15Or le fil rouge qui semble s’interrompre brutalement pourrait alors symboliser la fin malheureuse, violente, en forme de rupture du personnage et en même temps indiquer ce jeu avec les bordures du récit auquel se livre l’album. L’interruption du fil laisse alors entendre que tous les bords ne sont pas rassemblés et que sans doute, pour le plus grand bonheur du lecteur, ils peuvent s’effilocher, laisser du jeu, des béances, des possibilités de débordement dans la lecture elle-même.

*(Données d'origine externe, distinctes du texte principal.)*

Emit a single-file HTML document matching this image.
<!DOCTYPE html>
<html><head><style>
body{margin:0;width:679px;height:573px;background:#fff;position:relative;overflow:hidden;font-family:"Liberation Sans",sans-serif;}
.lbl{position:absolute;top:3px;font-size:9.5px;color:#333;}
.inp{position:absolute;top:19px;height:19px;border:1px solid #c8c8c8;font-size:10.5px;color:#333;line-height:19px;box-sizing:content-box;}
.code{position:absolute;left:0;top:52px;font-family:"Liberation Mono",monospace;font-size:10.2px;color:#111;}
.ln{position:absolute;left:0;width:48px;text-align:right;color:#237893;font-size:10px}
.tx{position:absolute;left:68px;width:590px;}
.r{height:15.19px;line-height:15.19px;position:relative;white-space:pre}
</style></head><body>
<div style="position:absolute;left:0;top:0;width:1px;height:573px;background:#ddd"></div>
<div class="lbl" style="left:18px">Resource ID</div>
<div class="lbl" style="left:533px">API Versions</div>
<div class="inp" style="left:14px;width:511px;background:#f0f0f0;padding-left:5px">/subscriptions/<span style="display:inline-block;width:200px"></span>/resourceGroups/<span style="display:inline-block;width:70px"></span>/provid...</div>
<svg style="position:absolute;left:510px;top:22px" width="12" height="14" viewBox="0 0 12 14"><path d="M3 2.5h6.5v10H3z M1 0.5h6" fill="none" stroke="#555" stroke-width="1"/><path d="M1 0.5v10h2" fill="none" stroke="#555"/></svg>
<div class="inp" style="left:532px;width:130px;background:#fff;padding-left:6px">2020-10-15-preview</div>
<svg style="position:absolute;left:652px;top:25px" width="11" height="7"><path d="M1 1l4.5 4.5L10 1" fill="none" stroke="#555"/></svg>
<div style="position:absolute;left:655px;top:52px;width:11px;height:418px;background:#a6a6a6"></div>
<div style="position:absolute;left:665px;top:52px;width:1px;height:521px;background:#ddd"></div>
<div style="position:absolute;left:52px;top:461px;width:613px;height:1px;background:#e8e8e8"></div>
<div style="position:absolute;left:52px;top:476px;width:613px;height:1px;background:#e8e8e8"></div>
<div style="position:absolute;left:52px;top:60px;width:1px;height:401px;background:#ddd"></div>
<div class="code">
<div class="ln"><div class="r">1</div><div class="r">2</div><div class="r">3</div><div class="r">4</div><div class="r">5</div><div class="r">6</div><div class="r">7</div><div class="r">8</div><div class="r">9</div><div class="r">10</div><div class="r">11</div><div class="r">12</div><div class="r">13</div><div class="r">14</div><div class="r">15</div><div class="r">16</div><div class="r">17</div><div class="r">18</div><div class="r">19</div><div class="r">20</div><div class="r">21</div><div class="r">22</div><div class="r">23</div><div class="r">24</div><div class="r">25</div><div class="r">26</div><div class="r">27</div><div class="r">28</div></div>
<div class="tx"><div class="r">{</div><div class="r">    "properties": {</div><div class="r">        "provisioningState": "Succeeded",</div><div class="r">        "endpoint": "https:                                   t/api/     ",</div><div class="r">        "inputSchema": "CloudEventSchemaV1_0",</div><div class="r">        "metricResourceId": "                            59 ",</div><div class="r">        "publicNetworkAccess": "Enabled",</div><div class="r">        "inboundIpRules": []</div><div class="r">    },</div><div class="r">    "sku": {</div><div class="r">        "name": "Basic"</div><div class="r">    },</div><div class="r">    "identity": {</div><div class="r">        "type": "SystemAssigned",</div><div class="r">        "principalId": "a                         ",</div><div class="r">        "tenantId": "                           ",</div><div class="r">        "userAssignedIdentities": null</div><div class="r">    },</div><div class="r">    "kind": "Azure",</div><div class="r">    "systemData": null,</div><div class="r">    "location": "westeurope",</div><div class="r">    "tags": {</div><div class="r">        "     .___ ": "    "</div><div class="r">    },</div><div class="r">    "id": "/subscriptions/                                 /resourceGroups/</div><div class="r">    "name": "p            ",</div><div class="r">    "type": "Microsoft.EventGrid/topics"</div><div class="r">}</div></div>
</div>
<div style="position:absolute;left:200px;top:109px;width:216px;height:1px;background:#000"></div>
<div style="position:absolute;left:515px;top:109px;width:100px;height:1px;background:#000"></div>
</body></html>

16Cette réflexion est loin d’avoir élaboré une liste complète de tous les débordements des débuts et des fins mis en œuvre dans un certain nombre d’albums contemporains. Ainsi j’aurais pu évoquer de manière plus systématique d’autres pages de garde qui, au même titre que l’incipit, assurent des fonctions de passage telles que les définit Andrea Del Lungo dans son ouvrage, ou encore le jeu auquel se livrent des auteurs comme Ponti, Rascal et certains auteurs du Rouergue sur les codes-barre dont Genette dit dans Seuils : « C’est sans doute la seule indication dont le lecteur ne puisse strictement rien faire, mais j’imagine que les bibliophiles finiront par y investir une part de leur névrose »15. En l’occurrence ce sont plutôt les auteurs d’albums qui ont investi ce symbole pour le détourner de sa pure fonction informative et l’intégrer de diverses manières à leur fiction, signalant encore son débordement ou les manières dont on peut l’aborder16.
17L’album, à la fois support et genre spécifique, porte en lui des possibilités dont les auteurs contemporains ne cessent d’interroger et de repousser les limites à travers des créations expérimentales. Or ces jeux de débordements que j’ai pu évoquer sont pour eux un moyen d’interroger les rapports à la fiction, les débordements des univers réels et fictifs et de souligner, sans doute, la perméabilité voire la continuité qui existent entre ces deux univers, proposant ainsi au jeune lecteur une expérience littéraire à part entière.